# Start of STORED DATA

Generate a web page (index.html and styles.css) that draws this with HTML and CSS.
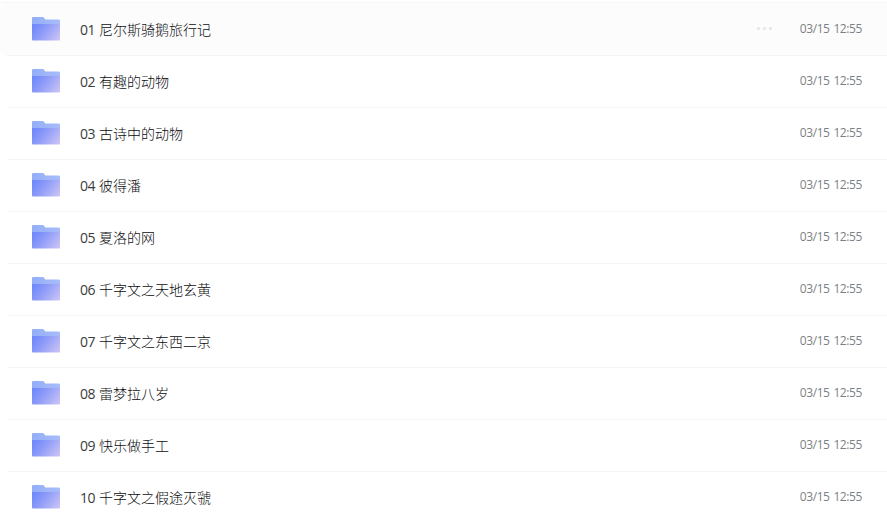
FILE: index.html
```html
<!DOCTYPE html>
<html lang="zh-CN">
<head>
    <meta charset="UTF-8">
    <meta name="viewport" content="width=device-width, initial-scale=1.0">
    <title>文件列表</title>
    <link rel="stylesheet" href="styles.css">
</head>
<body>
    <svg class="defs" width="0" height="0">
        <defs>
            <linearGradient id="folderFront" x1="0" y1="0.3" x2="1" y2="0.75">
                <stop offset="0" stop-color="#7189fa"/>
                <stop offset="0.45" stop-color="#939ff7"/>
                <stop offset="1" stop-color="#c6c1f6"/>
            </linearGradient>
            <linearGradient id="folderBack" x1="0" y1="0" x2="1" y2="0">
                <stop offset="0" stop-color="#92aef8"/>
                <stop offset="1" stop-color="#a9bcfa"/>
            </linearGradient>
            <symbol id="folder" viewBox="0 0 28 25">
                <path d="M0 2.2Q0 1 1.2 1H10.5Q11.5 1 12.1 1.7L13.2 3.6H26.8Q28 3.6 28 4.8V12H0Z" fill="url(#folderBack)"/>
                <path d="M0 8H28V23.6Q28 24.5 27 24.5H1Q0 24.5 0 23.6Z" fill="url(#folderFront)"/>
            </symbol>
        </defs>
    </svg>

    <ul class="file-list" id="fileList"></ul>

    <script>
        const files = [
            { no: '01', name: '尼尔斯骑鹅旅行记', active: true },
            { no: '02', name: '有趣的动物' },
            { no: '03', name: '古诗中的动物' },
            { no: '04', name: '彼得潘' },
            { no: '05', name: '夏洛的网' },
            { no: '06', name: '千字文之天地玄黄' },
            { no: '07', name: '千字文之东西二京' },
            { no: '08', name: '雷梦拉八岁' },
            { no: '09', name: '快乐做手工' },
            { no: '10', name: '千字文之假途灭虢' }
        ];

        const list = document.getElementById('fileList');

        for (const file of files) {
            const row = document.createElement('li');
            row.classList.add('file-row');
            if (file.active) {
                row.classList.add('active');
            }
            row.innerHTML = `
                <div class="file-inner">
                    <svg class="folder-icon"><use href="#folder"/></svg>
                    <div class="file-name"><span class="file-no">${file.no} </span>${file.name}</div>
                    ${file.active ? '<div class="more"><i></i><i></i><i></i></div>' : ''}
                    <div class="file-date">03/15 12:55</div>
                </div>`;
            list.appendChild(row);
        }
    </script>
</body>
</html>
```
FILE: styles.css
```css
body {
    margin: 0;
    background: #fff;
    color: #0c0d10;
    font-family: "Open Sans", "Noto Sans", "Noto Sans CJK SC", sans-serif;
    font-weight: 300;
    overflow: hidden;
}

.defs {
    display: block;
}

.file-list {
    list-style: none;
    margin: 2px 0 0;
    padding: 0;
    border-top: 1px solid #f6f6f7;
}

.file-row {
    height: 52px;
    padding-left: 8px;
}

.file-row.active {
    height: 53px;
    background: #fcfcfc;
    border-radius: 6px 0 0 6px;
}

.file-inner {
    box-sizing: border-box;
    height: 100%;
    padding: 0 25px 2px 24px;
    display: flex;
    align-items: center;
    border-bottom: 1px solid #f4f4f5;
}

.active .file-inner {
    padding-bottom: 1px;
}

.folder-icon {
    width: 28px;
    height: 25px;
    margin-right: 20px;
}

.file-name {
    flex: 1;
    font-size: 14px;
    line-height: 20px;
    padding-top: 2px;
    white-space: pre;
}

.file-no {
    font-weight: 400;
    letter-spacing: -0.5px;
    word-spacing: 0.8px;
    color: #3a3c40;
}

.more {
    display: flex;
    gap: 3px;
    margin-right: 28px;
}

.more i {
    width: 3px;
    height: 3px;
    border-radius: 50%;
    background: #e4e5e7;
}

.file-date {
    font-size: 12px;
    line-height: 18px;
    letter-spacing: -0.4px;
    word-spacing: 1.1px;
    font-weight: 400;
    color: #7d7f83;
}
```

# End of STORED DATA

YOUR INSTRUCTIONS: Write out each line again precisely as it appears, skipping every picture.

RESPONSE TO THIS TASK:
Generate a web page (index.html and styles.css) that draws this with HTML and CSS.
FILE: index.html
```html
<!DOCTYPE html>
<html lang="zh-CN">
<head>
    <meta charset="UTF-8">
    <meta name="viewport" content="width=device-width, initial-scale=1.0">
    <title>文件列表</title>
    <link rel="stylesheet" href="styles.css">
</head>
<body>
    <svg class="defs" width="0" height="0">
        <defs>
            <linearGradient id="folderFront" x1="0" y1="0.3" x2="1" y2="0.75">
                <stop offset="0" stop-color="#7189fa"/>
                <stop offset="0.45" stop-color="#939ff7"/>
                <stop offset="1" stop-color="#c6c1f6"/>
            </linearGradient>
            <linearGradient id="folderBack" x1="0" y1="0" x2="1" y2="0">
                <stop offset="0" stop-color="#92aef8"/>
                <stop offset="1" stop-color="#a9bcfa"/>
            </linearGradient>
            <symbol id="folder" viewBox="0 0 28 25">
                <path d="M0 2.2Q0 1 1.2 1H10.5Q11.5 1 12.1 1.7L13.2 3.6H26.8Q28 3.6 28 4.8V12H0Z" fill="url(#folderBack)"/>
                <path d="M0 8H28V23.6Q28 24.5 27 24.5H1Q0 24.5 0 23.6Z" fill="url(#folderFront)"/>
            </symbol>
        </defs>
    </svg>

    <ul class="file-list" id="fileList"></ul>

    <script>
        const files = [
            { no: '01', name: '尼尔斯骑鹅旅行记', active: true },
            { no: '02', name: '有趣的动物' },
            { no: '03', name: '古诗中的动物' },
            { no: '04', name: '彼得潘' },
            { no: '05', name: '夏洛的网' },
            { no: '06', name: '千字文之天地玄黄' },
            { no: '07', name: '千字文之东西二京' },
            { no: '08', name: '雷梦拉八岁' },
            { no: '09', name: '快乐做手工' },
            { no: '10', name: '千字文之假途灭虢' }
        ];

        const list = document.getElementById('fileList');

        for (const file of files) {
            const row = document.createElement('li');
            row.classList.add('file-row');
            if (file.active) {
                row.classList.add('active');
            }
            row.innerHTML = `
                <div class="file-inner">
                    <svg class="folder-icon"><use href="#folder"/></svg>
                    <div class="file-name"><span class="file-no">${file.no} </span>${file.name}</div>
                    ${file.active ? '<div class="more"><i></i><i></i><i></i></div>' : ''}
                    <div class="file-date">03/15 12:55</div>
                </div>`;
            list.appendChild(row);
        }
    </script>
</body>
</html>
```
FILE: styles.css
```css
body {
    margin: 0;
    background: #fff;
    color: #0c0d10;
    font-family: "Open Sans", "Noto Sans", "Noto Sans CJK SC", sans-serif;
    font-weight: 300;
    overflow: hidden;
}

.defs {
    display: block;
}

.file-list {
    list-style: none;
    margin: 2px 0 0;
    padding: 0;
    border-top: 1px solid #f6f6f7;
}

.file-row {
    height: 52px;
    padding-left: 8px;
}

.file-row.active {
    height: 53px;
    background: #fcfcfc;
    border-radius: 6px 0 0 6px;
}

.file-inner {
    box-sizing: border-box;
    height: 100%;
    padding: 0 25px 2px 24px;
    display: flex;
    align-items: center;
    border-bottom: 1px solid #f4f4f5;
}

.active .file-inner {
    padding-bottom: 1px;
}

.folder-icon {
    width: 28px;
    height: 25px;
    margin-right: 20px;
}

.file-name {
    flex: 1;
    font-size: 14px;
    line-height: 20px;
    padding-top: 2px;
    white-space: pre;
}

.file-no {
    font-weight: 400;
    letter-spacing: -0.5px;
    word-spacing: 0.8px;
    color: #3a3c40;
}

.more {
    display: flex;
    gap: 3px;
    margin-right: 28px;
}

.more i {
    width: 3px;
    height: 3px;
    border-radius: 50%;
    background: #e4e5e7;
}

.file-date {
    font-size: 12px;
    line-height: 18px;
    letter-spacing: -0.4px;
    word-spacing: 1.1px;
    font-weight: 400;
    color: #7d7f83;
}
```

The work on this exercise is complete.